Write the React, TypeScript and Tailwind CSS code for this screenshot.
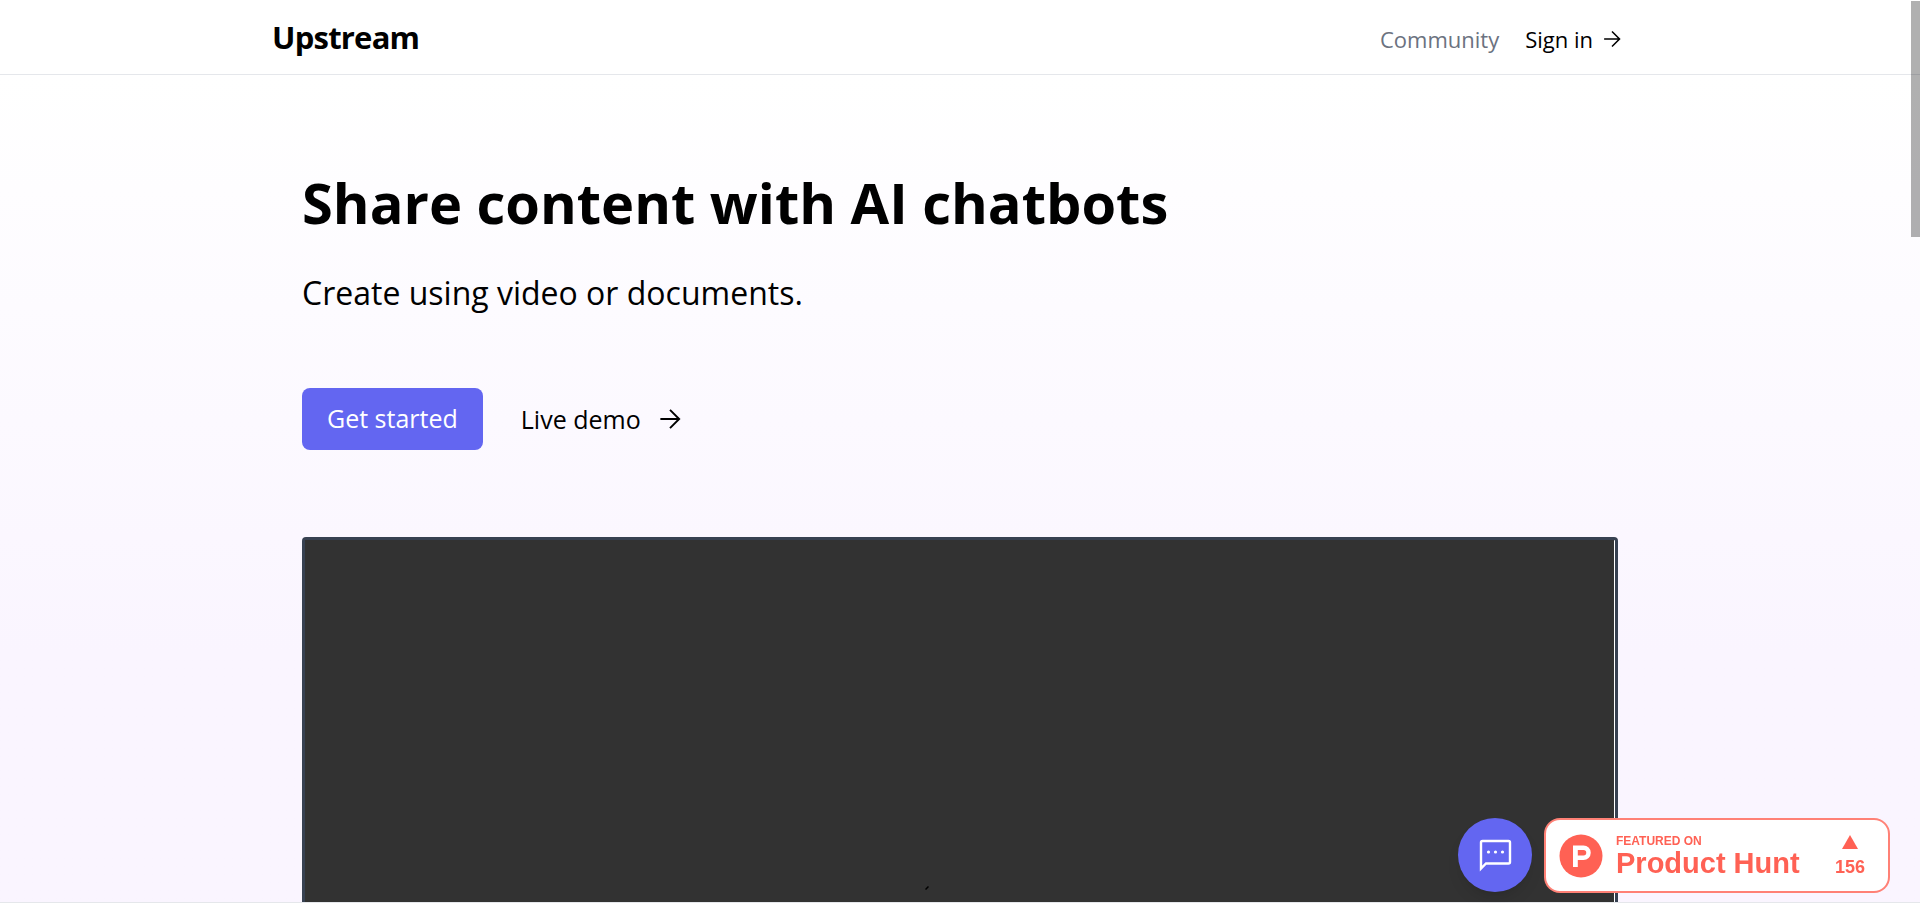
import React from "react";

function Arrow({ className }: { className: string }) {
  return (
    <svg className={className} viewBox="0 0 24 24" fill="none" stroke="currentColor" strokeWidth="2.100" strokeLinecap="butt" strokeLinejoin="miter" aria-hidden="true">
      <path d="M1.500 12H21.500M12 2L22 12L12 22" />
    </svg>
  );
}

function Header() {
  return (
    <header className="shrink-0 border-b border-[#e5e7eb] bg-white">
      <div className="mx-auto flex h-[74px] max-w-[1376px] items-center justify-between pr-[27px]">
        <a href="#" className="pb-px text-[31px] leading-9 font-bold tracking-tight text-black">Upstream</a>
        <nav className="flex items-center gap-[26px] pt-1 text-[22px] leading-8">
          <a href="#community" className="text-[#6b7280]">Community</a>
          <a href="#signin" className="flex items-center gap-[10px] text-black">
            Sign in
            <Arrow className="size-[18px]" />
          </a>
        </nav>
      </div>
    </header>
  );
}

function ChatButton() {
  return (
    <button type="button" aria-label="Open chat" className="flex size-[74px] items-center justify-center rounded-full bg-[#6366f1] text-white shadow-lg">
      <svg className="size-9" viewBox="0 0 36 36" fill="none" stroke="currentColor" strokeWidth="2.400" aria-hidden="true">
        <path d="M4 31.500V5.500Q4 4 5.500 4H31.500Q33 4 33 5.500V25Q33 26.500 31.500 26.500H9Z" />
        <g fill="currentColor" stroke="none">
          <circle cx="11.500" cy="15" r="1.600" />
          <circle cx="18.500" cy="15" r="1.600" />
          <circle cx="25.500" cy="15" r="1.600" />
        </g>
      </svg>
    </button>
  );
}

function ProductHuntBadge() {
  return (
    <a href="#producthunt" className="flex h-[75px] w-[346px] items-center justify-between rounded-2xl border-2 border-[#ff6154]/80 bg-white pr-[23px] pl-[13px] font-['Liberation_Sans',Arial,sans-serif] font-bold text-[#ff6154]">
      <span className="flex items-center gap-[13px]">
        <svg className="size-11" viewBox="0 0 44 44" aria-hidden="true">
          <circle cx="22" cy="22" r="21.500" fill="#ff6154" />
          <path fillRule="evenodd" fill="#fff" d="M14 11.500H24.500A7.200 7.200 0 0 1 24.500 26H18.800V33H14ZM18.800 16V21.500H24.500A2.750 2.750 0 0 0 24.500 16Z" />
        </svg>
        <span className="flex flex-col pb-px">
          <span className="text-[12px] leading-4">FEATURED ON</span>
          <span className="text-[29px] leading-7">Product Hunt</span>
        </span>
      </span>
      <span className="flex flex-col items-center gap-1 pt-1">
        <svg className="h-[14px] w-4" viewBox="0 0 16 14" fill="currentColor" aria-hidden="true">
          <path d="M8 0L16 14H0Z" />
        </svg>
        <span className="text-lg">156</span>
      </span>
    </a>
  );
}

export default function App() {
  return (
    <div className="flex h-screen flex-col overflow-hidden bg-white font-['Open_Sans','Noto_Sans',sans-serif] text-black">
      <Header />
      <main className="flex min-h-0 flex-1 flex-col bg-linear-to-b from-white to-[#faf5ff] to-70%">
        <div className="mx-auto flex min-h-0 w-full max-w-[1316px] flex-1 flex-col">
          <h1 className="mt-[97px] text-[56px] leading-[60px] font-bold">Share content with AI chatbots</h1>
          <p className="mt-[41px] text-[32px] leading-10">Create using video or documents.</p>
          <div className="mt-[75px] flex items-center gap-[38px] text-[25px] leading-8">
            <button type="button" className="h-[62px] rounded-lg bg-[#6366f1] px-[25px] pb-[2px] font-medium text-white">Get started</button>
            <a href="#demo" className="flex items-center gap-[18px] pb-px">
              Live demo
              <Arrow className="size-[22px]" />
            </a>
          </div>
          <div className="mt-[87px] flex min-h-0 flex-1 rounded-t-sm border-x-3 border-t-3 border-[#374151] bg-white pr-px">
            <div className="flex flex-1 items-end justify-center bg-[#323232] pr-[66px] pb-3">
              <svg className="size-1" viewBox="0 0 4 4" stroke="#000" strokeWidth="1.500" aria-hidden="true">
                <path d="M0.500 3.500L3.500 0.500" />
              </svg>
            </div>
          </div>
        </div>
      </main>
      <div className="h-px shrink-0 bg-[#e5e7eb]" />
      <div className="fixed right-[30px] bottom-[10px] flex items-start gap-3">
        <ChatButton />
        <ProductHuntBadge />
      </div>
      <div className="fixed top-px right-0 h-[236px] w-[9px] bg-black/31" />
    </div>
  );
}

———

YOUR OBJECTIVE — Go through the data above and transcribe it in full, omitting any image.

COMPLETED TASK —
Write the React, TypeScript and Tailwind CSS code for this screenshot.
import React from "react";

function Arrow({ className }: { className: string }) {
  return (
    <svg className={className} viewBox="0 0 24 24" fill="none" stroke="currentColor" strokeWidth="2.100" strokeLinecap="butt" strokeLinejoin="miter" aria-hidden="true">
      <path d="M1.500 12H21.500M12 2L22 12L12 22" />
    </svg>
  );
}

function Header() {
  return (
    <header className="shrink-0 border-b border-[#e5e7eb] bg-white">
      <div className="mx-auto flex h-[74px] max-w-[1376px] items-center justify-between pr-[27px]">
        <a href="#" className="pb-px text-[31px] leading-9 font-bold tracking-tight text-black">Upstream</a>
        <nav className="flex items-center gap-[26px] pt-1 text-[22px] leading-8">
          <a href="#community" className="text-[#6b7280]">Community</a>
          <a href="#signin" className="flex items-center gap-[10px] text-black">
            Sign in
            <Arrow className="size-[18px]" />
          </a>
        </nav>
      </div>
    </header>
  );
}

function ChatButton() {
  return (
    <button type="button" aria-label="Open chat" className="flex size-[74px] items-center justify-center rounded-full bg-[#6366f1] text-white shadow-lg">
      <svg className="size-9" viewBox="0 0 36 36" fill="none" stroke="currentColor" strokeWidth="2.400" aria-hidden="true">
        <path d="M4 31.500V5.500Q4 4 5.500 4H31.500Q33 4 33 5.500V25Q33 26.500 31.500 26.500H9Z" />
        <g fill="currentColor" stroke="none">
          <circle cx="11.500" cy="15" r="1.600" />
          <circle cx="18.500" cy="15" r="1.600" />
          <circle cx="25.500" cy="15" r="1.600" />
        </g>
      </svg>
    </button>
  );
}

function ProductHuntBadge() {
  return (
    <a href="#producthunt" className="flex h-[75px] w-[346px] items-center justify-between rounded-2xl border-2 border-[#ff6154]/80 bg-white pr-[23px] pl-[13px] font-['Liberation_Sans',Arial,sans-serif] font-bold text-[#ff6154]">
      <span className="flex items-center gap-[13px]">
        <svg className="size-11" viewBox="0 0 44 44" aria-hidden="true">
          <circle cx="22" cy="22" r="21.500" fill="#ff6154" />
          <path fillRule="evenodd" fill="#fff" d="M14 11.500H24.500A7.200 7.200 0 0 1 24.500 26H18.800V33H14ZM18.800 16V21.500H24.500A2.750 2.750 0 0 0 24.500 16Z" />
        </svg>
        <span className="flex flex-col pb-px">
          <span className="text-[12px] leading-4">FEATURED ON</span>
          <span className="text-[29px] leading-7">Product Hunt</span>
        </span>
      </span>
      <span className="flex flex-col items-center gap-1 pt-1">
        <svg className="h-[14px] w-4" viewBox="0 0 16 14" fill="currentColor" aria-hidden="true">
          <path d="M8 0L16 14H0Z" />
        </svg>
        <span className="text-lg">156</span>
      </span>
    </a>
  );
}

export default function App() {
  return (
    <div className="flex h-screen flex-col overflow-hidden bg-white font-['Open_Sans','Noto_Sans',sans-serif] text-black">
      <Header />
      <main className="flex min-h-0 flex-1 flex-col bg-linear-to-b from-white to-[#faf5ff] to-70%">
        <div className="mx-auto flex min-h-0 w-full max-w-[1316px] flex-1 flex-col">
          <h1 className="mt-[97px] text-[56px] leading-[60px] font-bold">Share content with AI chatbots</h1>
          <p className="mt-[41px] text-[32px] leading-10">Create using video or documents.</p>
          <div className="mt-[75px] flex items-center gap-[38px] text-[25px] leading-8">
            <button type="button" className="h-[62px] rounded-lg bg-[#6366f1] px-[25px] pb-[2px] font-medium text-white">Get started</button>
            <a href="#demo" className="flex items-center gap-[18px] pb-px">
              Live demo
              <Arrow className="size-[22px]" />
            </a>
          </div>
          <div className="mt-[87px] flex min-h-0 flex-1 rounded-t-sm border-x-3 border-t-3 border-[#374151] bg-white pr-px">
            <div className="flex flex-1 items-end justify-center bg-[#323232] pr-[66px] pb-3">
              <svg className="size-1" viewBox="0 0 4 4" stroke="#000" strokeWidth="1.500" aria-hidden="true">
                <path d="M0.500 3.500L3.500 0.500" />
              </svg>
            </div>
          </div>
        </div>
      </main>
      <div className="h-px shrink-0 bg-[#e5e7eb]" />
      <div className="fixed right-[30px] bottom-[10px] flex items-start gap-3">
        <ChatButton />
        <ProductHuntBadge />
      </div>
      <div className="fixed top-px right-0 h-[236px] w-[9px] bg-black/31" />
    </div>
  );
}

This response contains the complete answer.